Published in Asia Pacific

MUMBAI (AsiaNews) - The Kerala High Court has issued a notice to religious organisations on a petition filed to prevent them and community organisations from intervening in election campaigns. The petition also wants the court to declare illegal actions by such organisations in favour or against any one candidate. The notice was issued to the Kerala Catholic Bishop's Council (KCBC) but also to Hindu organisations like the Nair Service Society (NSS) and the Sree Narayana Dharma Paripalana Yogam (SNDP) as well as the Muslim association Jama-at-Islami.

For Fr Paul Thelakat, spokesman for the Syro-Malabar Synod, the Church has a "right to speak about politics even if religions cannot canvass votes in the name of religion. Politics we will do but not politicking. The Church or any religious organization has every right to intervene in politics as Pope Benedict XVI noted in his encyclical letter, Caritas in Veritate."

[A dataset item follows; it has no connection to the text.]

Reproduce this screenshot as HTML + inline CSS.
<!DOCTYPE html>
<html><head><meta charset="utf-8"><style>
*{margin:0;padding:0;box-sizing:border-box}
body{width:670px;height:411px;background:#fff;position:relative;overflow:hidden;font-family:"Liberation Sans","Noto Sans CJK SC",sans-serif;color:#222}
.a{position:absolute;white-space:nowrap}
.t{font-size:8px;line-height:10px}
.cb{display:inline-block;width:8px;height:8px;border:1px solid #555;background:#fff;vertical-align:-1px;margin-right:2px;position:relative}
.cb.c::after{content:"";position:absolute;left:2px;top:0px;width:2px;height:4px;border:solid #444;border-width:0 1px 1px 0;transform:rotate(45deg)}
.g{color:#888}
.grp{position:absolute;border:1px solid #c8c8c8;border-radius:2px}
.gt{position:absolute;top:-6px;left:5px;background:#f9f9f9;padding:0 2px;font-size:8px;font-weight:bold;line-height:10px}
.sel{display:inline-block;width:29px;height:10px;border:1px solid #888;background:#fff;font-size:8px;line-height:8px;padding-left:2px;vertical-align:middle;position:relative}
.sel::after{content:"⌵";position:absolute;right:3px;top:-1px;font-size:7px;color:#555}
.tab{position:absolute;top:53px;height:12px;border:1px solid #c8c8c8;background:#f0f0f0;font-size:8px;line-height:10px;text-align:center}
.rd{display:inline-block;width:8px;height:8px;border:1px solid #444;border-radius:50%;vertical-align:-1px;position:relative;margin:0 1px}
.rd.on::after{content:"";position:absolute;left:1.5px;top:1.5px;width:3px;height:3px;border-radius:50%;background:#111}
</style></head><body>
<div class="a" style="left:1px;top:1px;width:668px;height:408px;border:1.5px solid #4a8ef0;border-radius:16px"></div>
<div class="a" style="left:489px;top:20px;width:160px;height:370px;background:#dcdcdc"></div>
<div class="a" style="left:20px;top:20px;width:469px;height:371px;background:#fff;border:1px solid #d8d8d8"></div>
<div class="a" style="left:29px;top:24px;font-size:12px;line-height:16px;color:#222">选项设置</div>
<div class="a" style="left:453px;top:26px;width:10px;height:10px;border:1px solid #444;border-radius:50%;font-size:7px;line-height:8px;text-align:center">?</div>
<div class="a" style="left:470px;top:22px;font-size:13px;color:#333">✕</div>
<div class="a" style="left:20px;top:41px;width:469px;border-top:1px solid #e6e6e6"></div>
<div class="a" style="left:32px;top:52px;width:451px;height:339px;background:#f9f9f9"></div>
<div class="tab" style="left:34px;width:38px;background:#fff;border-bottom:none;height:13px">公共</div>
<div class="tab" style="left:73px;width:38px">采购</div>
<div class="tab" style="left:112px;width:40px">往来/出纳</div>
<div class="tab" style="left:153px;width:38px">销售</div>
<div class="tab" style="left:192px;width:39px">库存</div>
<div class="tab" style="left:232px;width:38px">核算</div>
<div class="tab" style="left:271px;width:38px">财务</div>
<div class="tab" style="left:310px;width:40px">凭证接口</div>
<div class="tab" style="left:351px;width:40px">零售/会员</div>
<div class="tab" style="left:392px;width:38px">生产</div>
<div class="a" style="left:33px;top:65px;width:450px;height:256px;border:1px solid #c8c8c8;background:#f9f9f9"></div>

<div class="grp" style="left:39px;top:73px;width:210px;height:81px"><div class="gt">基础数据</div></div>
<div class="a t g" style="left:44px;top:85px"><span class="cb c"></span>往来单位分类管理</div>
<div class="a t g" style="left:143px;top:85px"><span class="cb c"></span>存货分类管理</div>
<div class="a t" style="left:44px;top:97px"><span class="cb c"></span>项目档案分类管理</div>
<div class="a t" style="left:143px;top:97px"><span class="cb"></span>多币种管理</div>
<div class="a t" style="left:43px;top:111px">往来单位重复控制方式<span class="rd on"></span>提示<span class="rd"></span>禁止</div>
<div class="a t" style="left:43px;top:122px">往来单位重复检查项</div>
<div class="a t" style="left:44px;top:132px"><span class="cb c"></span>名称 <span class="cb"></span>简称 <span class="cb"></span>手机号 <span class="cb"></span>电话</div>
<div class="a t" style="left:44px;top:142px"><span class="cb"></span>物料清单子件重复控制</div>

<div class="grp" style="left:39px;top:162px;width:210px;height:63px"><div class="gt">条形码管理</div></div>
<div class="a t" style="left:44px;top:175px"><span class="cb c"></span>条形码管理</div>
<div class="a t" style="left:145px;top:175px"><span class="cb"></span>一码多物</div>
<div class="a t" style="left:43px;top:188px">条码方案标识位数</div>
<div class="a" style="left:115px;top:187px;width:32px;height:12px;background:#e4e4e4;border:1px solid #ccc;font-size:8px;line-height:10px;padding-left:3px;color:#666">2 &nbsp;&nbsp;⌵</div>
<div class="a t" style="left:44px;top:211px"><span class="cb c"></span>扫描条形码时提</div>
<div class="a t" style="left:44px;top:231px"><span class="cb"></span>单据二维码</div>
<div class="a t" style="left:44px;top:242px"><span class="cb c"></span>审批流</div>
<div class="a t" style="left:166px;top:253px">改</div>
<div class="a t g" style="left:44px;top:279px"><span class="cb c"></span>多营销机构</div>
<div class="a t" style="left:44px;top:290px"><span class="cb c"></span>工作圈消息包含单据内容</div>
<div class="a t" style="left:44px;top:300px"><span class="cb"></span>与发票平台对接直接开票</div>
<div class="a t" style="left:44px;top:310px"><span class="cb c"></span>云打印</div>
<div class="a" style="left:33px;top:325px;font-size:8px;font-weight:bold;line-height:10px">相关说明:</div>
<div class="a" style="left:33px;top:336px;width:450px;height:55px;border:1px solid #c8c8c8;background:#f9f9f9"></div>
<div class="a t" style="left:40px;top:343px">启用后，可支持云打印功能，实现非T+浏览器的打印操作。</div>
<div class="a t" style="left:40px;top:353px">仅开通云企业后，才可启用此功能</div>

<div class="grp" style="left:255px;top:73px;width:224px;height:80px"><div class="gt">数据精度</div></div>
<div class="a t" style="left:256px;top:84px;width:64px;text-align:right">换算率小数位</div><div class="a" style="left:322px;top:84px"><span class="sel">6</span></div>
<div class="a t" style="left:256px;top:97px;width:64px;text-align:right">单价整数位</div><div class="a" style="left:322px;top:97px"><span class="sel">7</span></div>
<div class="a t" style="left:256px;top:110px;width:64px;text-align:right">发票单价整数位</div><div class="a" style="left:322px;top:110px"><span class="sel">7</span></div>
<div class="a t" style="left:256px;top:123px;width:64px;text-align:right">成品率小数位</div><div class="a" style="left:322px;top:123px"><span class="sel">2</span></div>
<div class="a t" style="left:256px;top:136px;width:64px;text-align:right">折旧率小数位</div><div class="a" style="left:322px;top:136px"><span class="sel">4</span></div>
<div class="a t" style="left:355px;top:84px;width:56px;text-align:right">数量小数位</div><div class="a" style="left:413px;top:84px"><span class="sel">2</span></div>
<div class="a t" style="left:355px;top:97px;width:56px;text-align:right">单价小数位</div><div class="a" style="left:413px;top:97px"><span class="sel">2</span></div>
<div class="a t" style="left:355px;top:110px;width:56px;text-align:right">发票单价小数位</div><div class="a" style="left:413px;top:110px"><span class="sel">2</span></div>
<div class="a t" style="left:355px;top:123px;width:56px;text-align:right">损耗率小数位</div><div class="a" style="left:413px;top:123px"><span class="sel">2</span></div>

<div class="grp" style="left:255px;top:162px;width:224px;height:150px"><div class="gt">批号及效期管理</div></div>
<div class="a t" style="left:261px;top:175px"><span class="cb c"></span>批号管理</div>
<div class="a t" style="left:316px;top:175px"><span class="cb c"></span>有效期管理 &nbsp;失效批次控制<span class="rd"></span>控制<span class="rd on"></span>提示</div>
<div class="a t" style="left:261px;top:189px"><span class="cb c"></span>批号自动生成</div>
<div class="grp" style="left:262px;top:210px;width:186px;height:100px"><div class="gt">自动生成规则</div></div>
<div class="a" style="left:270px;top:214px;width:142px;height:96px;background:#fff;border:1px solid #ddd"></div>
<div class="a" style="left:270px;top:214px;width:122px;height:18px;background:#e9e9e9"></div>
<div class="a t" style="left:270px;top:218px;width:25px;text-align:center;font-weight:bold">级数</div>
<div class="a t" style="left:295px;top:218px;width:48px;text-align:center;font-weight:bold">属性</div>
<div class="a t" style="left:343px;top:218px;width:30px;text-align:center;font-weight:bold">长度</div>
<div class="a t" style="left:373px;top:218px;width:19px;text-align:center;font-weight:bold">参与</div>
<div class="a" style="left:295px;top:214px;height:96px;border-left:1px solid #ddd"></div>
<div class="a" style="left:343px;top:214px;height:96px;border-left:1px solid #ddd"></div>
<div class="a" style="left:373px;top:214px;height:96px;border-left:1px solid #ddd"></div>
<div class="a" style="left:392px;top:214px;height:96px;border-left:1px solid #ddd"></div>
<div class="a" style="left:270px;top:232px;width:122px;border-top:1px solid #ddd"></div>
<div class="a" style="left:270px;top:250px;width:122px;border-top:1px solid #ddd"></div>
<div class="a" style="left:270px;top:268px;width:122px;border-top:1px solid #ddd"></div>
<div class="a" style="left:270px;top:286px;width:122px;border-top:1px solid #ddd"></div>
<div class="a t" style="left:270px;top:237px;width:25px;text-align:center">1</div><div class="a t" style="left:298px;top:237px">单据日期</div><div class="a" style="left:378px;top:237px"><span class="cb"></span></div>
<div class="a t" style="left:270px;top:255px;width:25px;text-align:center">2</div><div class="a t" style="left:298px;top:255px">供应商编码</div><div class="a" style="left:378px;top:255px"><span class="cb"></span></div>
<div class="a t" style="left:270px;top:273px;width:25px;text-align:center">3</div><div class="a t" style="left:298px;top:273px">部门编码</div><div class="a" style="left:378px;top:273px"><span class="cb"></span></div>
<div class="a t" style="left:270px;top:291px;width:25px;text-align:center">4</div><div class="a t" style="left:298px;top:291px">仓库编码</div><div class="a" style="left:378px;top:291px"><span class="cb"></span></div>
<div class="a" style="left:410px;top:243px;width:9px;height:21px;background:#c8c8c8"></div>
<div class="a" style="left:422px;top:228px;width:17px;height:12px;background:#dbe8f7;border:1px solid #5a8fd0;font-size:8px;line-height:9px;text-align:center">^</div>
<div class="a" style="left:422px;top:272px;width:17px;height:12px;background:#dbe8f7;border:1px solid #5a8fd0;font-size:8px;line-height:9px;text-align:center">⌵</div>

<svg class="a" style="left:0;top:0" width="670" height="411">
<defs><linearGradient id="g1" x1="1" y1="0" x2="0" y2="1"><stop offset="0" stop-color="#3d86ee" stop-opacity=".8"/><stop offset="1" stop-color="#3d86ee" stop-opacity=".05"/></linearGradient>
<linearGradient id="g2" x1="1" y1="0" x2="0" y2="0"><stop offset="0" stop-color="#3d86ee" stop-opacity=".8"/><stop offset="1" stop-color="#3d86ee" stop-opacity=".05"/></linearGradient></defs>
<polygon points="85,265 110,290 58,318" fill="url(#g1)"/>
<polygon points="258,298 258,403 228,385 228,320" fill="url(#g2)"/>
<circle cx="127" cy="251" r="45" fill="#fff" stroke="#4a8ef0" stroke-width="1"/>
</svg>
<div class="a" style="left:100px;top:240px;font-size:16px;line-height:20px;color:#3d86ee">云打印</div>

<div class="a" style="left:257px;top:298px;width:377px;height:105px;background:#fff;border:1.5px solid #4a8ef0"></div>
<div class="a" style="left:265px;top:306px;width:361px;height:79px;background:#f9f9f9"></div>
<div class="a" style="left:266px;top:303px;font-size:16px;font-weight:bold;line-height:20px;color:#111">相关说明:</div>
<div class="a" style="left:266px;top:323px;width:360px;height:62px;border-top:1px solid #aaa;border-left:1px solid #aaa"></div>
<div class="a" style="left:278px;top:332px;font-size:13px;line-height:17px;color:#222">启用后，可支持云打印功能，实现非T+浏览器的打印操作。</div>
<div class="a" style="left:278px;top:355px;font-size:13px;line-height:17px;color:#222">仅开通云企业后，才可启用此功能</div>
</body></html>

For Father Thelakat, who is also editor in-chief of the weekly Satyadeepam, the latest papal document is useful to analyse recent events in Kerala.

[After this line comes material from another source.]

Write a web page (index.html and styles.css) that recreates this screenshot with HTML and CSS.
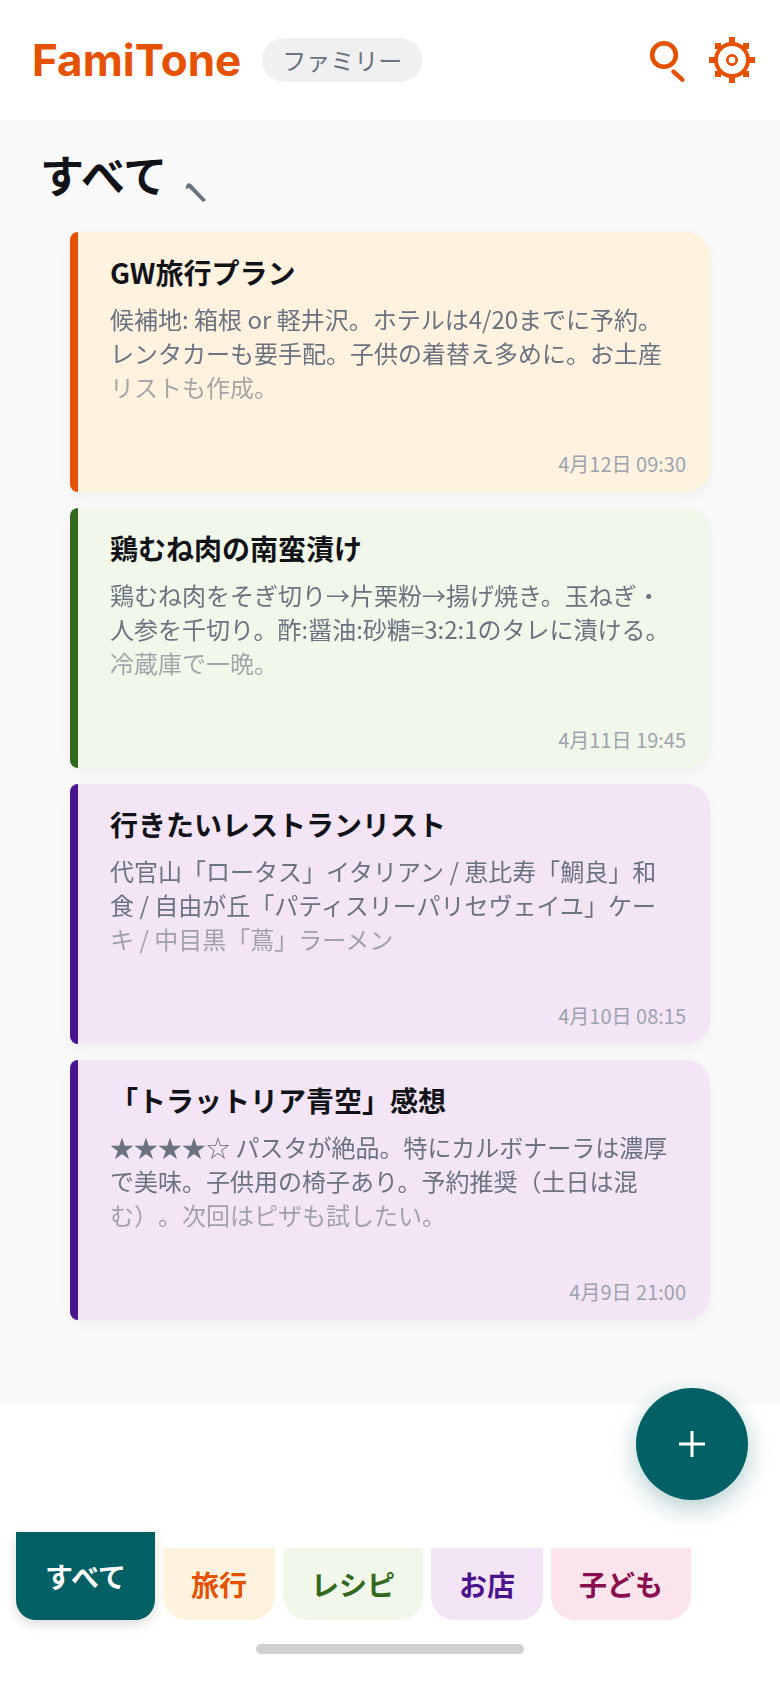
FILE: index.html
```html
<!DOCTYPE html>
<html lang="ja">
  <head>
    <meta charset="utf-8">
    <title>FamiTone</title>
    <meta name="viewport" content="width=device-width, initial-scale=1">
    <link rel="stylesheet" href="styles.css">
  </head>
  <body>
    <div class="app">
      <header class="topbar">
        <div class="brand">FamiTone</div>
        <div class="family">ファミリー</div>
        <div class="actions">
          <svg class="icon" width="48" height="48" viewBox="0 0 48 48" aria-label="検索">
            <circle cx="16" cy="19" r="11.8" fill="none" stroke="#e65100" stroke-width="4.6"/>
            <line x1="25.4" y1="35.6" x2="34.4" y2="43.7" stroke="#e65100" stroke-width="4.4" stroke-linecap="round"/>
          </svg>
          <svg class="icon" width="48" height="48" viewBox="0 0 48 48" aria-label="設定">
            <g fill="#e65100">
              <rect x="21" y="1" width="6" height="46"/>
              <rect x="1" y="21" width="46" height="6"/>
              <rect x="7" y="7" width="6" height="6"/>
              <rect x="35" y="7" width="6" height="6"/>
              <rect x="7" y="35" width="6" height="6"/>
              <rect x="35" y="35" width="6" height="6"/>
            </g>
            <circle cx="24" cy="24" r="16" fill="#fff" stroke="#e65100" stroke-width="4"/>
            <circle cx="24" cy="24" r="4.7" fill="none" stroke="#e65100" stroke-width="2.8"/>
          </svg>
        </div>
      </header>

      <main class="content">
        <div class="heading">
          <h1>すべて</h1>
          <svg class="pencil" width="24" height="24" viewBox="0 0 24 24">
            <path d="M3 6 L5 3 L8 4 L23 20 L20 22 L6 8 L3 9 Z" fill="#6b7280"/>
          </svg>
        </div>

        <div class="notes">
          <article class="note note-travel">
            <h2>GW旅行プラン</h2>
            <p>候補地: 箱根 or 軽井沢。ホテルは4/20までに予約。レンタカーも要手配。子供の着替え多めに。お土産リストも作成。</p>
            <time>4月12日 09:30</time>
          </article>
          <article class="note note-recipe">
            <h2>鶏むね肉の南蛮漬け</h2>
            <p>鶏むね肉をそぎ切り→片栗粉→揚げ焼き。玉ねぎ・人参を千切り。酢:醤油:砂糖=3:2:1のタレに漬ける。冷蔵庫で一晩。</p>
            <time>4月11日 19:45</time>
          </article>
          <article class="note note-shop">
            <h2>行きたいレストランリスト</h2>
            <p>代官山「ロータス」イタリアン / 恵比寿「鯛良」和食 / 自由が丘「パティスリーパリセヴェイユ」ケーキ / 中目黒「蔦」ラーメン</p>
            <time>4月10日 08:15</time>
          </article>
          <article class="note note-shop">
            <h2>「トラットリア青空」感想</h2>
            <p>★★★★☆ パスタが絶品。特にカルボナーラは濃厚で美味。子供用の椅子あり。予約推奨（土日は混む）。次回はピザも試したい。</p>
            <time>4月9日 21:00</time>
          </article>
        </div>
      </main>

      <button class="fab" aria-label="追加">
        <svg width="28" height="28" viewBox="0 0 28 28">
          <path d="M14 1V27M1 14H27" stroke="#fff" stroke-width="3"/>
        </svg>
      </button>

      <nav class="tabs">
        <div class="tab tab-active">すべて</div>
        <div class="tab tab-travel">旅行</div>
        <div class="tab tab-recipe">レシピ</div>
        <div class="tab tab-shop">お店</div>
        <div class="tab tab-kids">子ども</div>
      </nav>
      <div class="home-bar"></div>
    </div>
  </body>
</html>
```

FILE: styles.css
```css
* {
  box-sizing: border-box;
}
body {
  margin: 0;
  background: #fff;
  font-family: "Noto Sans CJK JP", "Noto Sans", sans-serif;
}
.app {
  position: relative;
  width: 780px;
  height: 1688px;
  overflow: hidden;
  display: flex;
  flex-direction: column;
}

/* top bar */
.topbar {
  height: 120px;
  padding: 0 24px 0 32px;
  display: flex;
  align-items: center;
  background: #fff;
}
.brand {
  font-family: Inter, sans-serif;
  font-weight: 700;
  font-size: 44px;
  color: #e65100;
}
.family {
  margin-left: 21px;
  height: 44px;
  line-height: 44px;
  padding: 0 20px;
  border-radius: 22px;
  background: #f0f0f0;
  color: #6b7280;
  font-size: 24px;
}
.actions {
  margin-left: auto;
  display: flex;
  gap: 12px;
}
.icon {
  display: block;
}

/* notes */
.content {
  height: 1284px;
  background: #fafafa;
}
.heading {
  height: 112px;
  padding: 24px 0 0 40px;
  display: flex;
}
.heading h1 {
  margin: 0;
  font-size: 44px;
  line-height: 60px;
  font-weight: 700;
  color: #111318;
}
.pencil {
  margin: 36px 0 0 16px;
}
.notes {
  margin-left: 70px;
  width: 640px;
  display: flex;
  flex-direction: column;
  gap: 16px;
}
.note {
  height: 260px;
  padding: 20px 24px 0 32px;
  border-left: 8px solid;
  border-radius: 8px 24px 24px 8px;
  box-shadow: 0 4px 16px rgba(0, 0, 0, 0.05);
  display: flex;
  flex-direction: column;
}
.note h2 {
  margin: 0;
  font-size: 28px;
  line-height: 40px;
  font-weight: 700;
  color: #111318;
}
.note p {
  margin: 10px 8px 0 0;
  height: 102px;
  font-size: 24px;
  line-height: 34px;
  color: #6b7280;
  text-spacing-trim: space-all;
  mask-image: linear-gradient(to bottom, #000 68px, rgba(0, 0, 0, 0.6) 68px);
}
.note time {
  margin-top: auto;
  margin-bottom: 13px;
  text-align: right;
  font-size: 20px;
  line-height: 30px;
  color: #9ca3af;
}
.note-travel {
  background: #fff3e0;
  border-left-color: #e65100;
}
.note-recipe {
  background: #f1f8e9;
  border-left-color: #33691e;
}
.note-shop {
  background: #f3e5f5;
  border-left-color: #4a148c;
}

/* floating add button */
.fab {
  position: absolute;
  left: 636px;
  top: 1388px;
  width: 112px;
  height: 112px;
  padding: 0;
  border: none;
  border-radius: 50%;
  background: #006064;
  box-shadow: 0 8px 24px rgba(0, 96, 100, 0.3);
  display: flex;
  align-items: center;
  justify-content: center;
}

/* category tabs */
.tabs {
  margin-top: 128px;
  padding-left: 16px;
  display: flex;
  align-items: flex-end;
  gap: 8px;
}
.tab {
  height: 72px;
  padding: 0 28px;
  border-radius: 0 0 24px 24px;
  font-size: 28px;
  font-weight: 700;
  line-height: 72px;
}
.tab-active {
  height: 88px;
  line-height: 88px;
  padding: 0 29px;
  border-radius: 0 0 20px 20px;
  background: #006064;
  color: #fff;
  box-shadow: 0 4px 12px rgba(0, 0, 0, 0.15);
}
.tab-travel {
  background: #fff3e0;
  color: #e65100;
}
.tab-recipe {
  background: #f1f8e9;
  color: #33691e;
}
.tab-shop {
  background: #f3e5f5;
  color: #4a148c;
}
.tab-kids {
  background: #fce4ec;
  color: #880e4f;
}
.home-bar {
  margin: 24px 0 0 256px;
  width: 268px;
  height: 10px;
  border-radius: 5px;
  background: #d0d0d0;
}
```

"I live in India in a State ruled by Communists within a democratic frame of the Indian constitution. India is also a country which has a market economy but is also a land infested with violent revolts by Maoist groups for at least the past 40 years, fighting for the rural poor, Tribals and Dalits who are marginalised by the economic development.

For the clergyman Caritas in Veritate has something "very new" because it does not defend the poor by opposing globalisation and private property.

"Against the Communists the Pope does not see globalisation as bad." And unlike them "he does not want to abolish private property." The Holy father does believe that "private" and "public" interests can "be ethically harmonised by the state" so that the "globalisation of humanity" can be achieved "in relational terms, in terms of communion and the sharing".

The petition against religious and community organisations interfering in election campaigns was also filed before the State's election commission which said however that it did not have the authority to determine whether intervention by private organisations in favour or against a candidate was legal or not.

During the recent elections to India's lower house of parliament, the Lok Sabha, the Catholic Church and other religious associations were instrumental in defeating a number of candidates running under the banner of the Communist Party of India-Marxist (CPI-M), which has ruled Kerala since 2006.

Kerala Communists have been at loggerheads with the local Church hierarchy over the Church's activities in the social and educational fields.

Bishops and ordinary Catholics believe that they have the right to freely operate in the social field and promote social activities at more than one level.

Church-Communist confrontation has a long history in this Indian State.

This year Catholics commemorate the 50th anniversary of what they call the liberation struggle (Vimochana Samaram) against the Marxist-Communist government in 1959, a struggle they fought along with Hindu Nair community.